En conclusión, esta obra de Ernst Jünger, considerada como la última de las distopías literarias contemporáneas, expresa dos grandes ideas que podemos resumir de manera muy breve: que el anarca, entendido como el hombre (“desatado” y sin ningún otro compromiso aparte de consigo mismo) que se autodetermina y toma sus propias decisiones, es capaz de subsistir dentro de cualquier tipo de régimen político por muy liberticida que sea, ya que siempre estará abierto al cumplimiento voluntario de unos requisitos mínimos que no pongan en peligro su capacidad de acción y deliberación.
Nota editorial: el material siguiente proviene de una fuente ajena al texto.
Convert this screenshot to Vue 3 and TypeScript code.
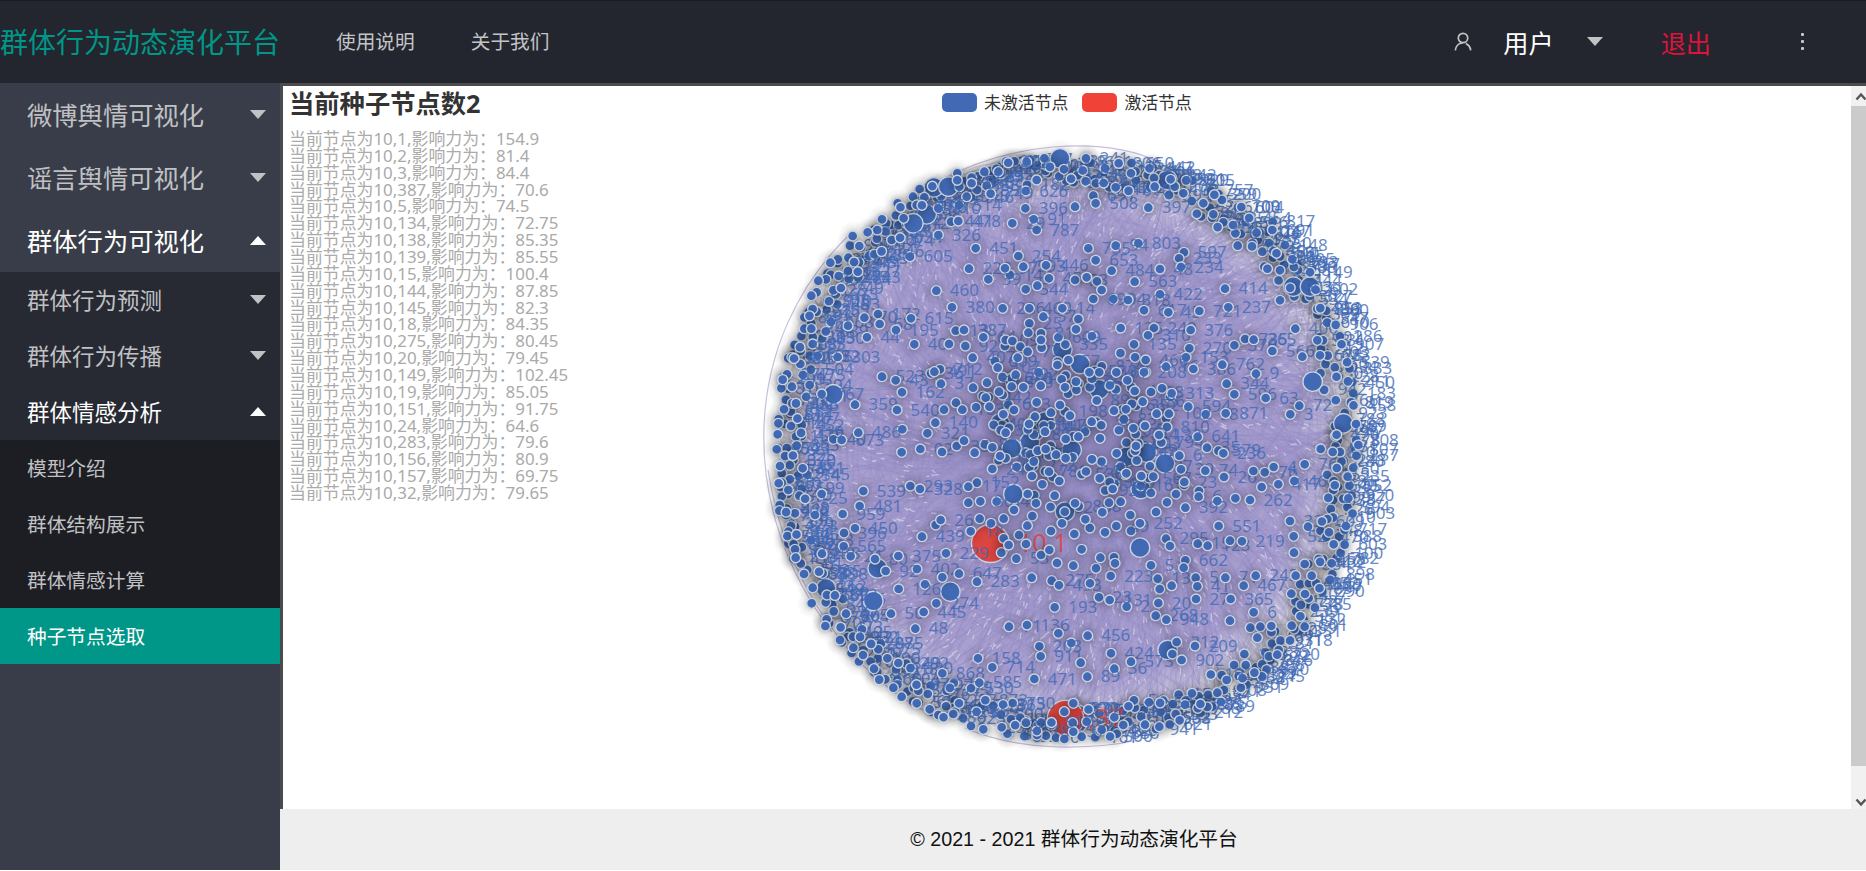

También, deducimos que la profesión más idónea para su férrea y, a la par, críptica y mimética personalidad es la de historiador. A través de ella, tendrá unas inmensas posibilidades de compresión sobre la realidad que lo rodea, partiendo desde unos presupuestos, deducidos a partir de una serie de preguntas que deberán ir siendo respondidas y satisfechas a partir del “buceo” en la materia y la identificación de las figuras que fueren cruzándose en su camino.